Santa Clause: dressed in his (tasteless) red and white felt suit (I have a designer to recommend), with wide black belt (karate master?) and high black (kinky) boots as he delivers toys on Christmas Eve (how does he fit toys for all those kazillion Christian youth in one cloth bag? And how does he remain so clean and tidy squeezing down all those filthy grimy chimneys? Hey, how does he squeeze down those chimneys at all? I never got that! And why is he never detected by the human eye and only by the bio sonar systems of bats and radar systems of alert meteorologists who have made their careers by forecasting Santa’s arrival schedule?
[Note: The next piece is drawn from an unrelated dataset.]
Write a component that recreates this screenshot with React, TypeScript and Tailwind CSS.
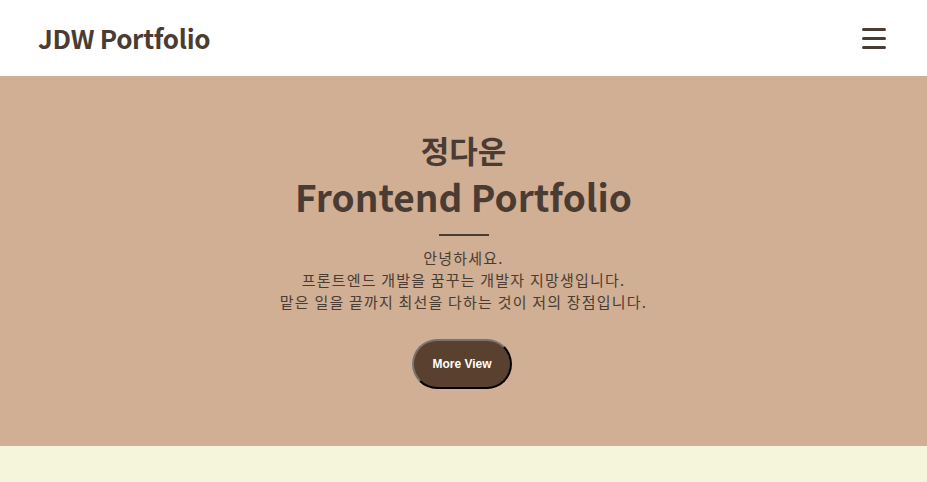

And most of all, why hasn’t there been widespread revolt by capitalist toy manufacturers protesting Santa’s virtual monopoly on the global toy market depriving them of the massive profits they could have otherwise garnered?)

Santa Clause, who travels on his speedy (multiple times that of light) reindeer-powered (animal abuse?) sleigh (how can wingless reindeer actually fly in contradiction to laws of physics and theories of animal evolution?) to excited (to the point of having “accidents” in their one-piece pajamas) expectant young people around the globe.

Oh, and by the way: why have you so commercialized a holy holiday in Christendom to the point of absurdist parody in the service of an insatiable Capitalist economic system?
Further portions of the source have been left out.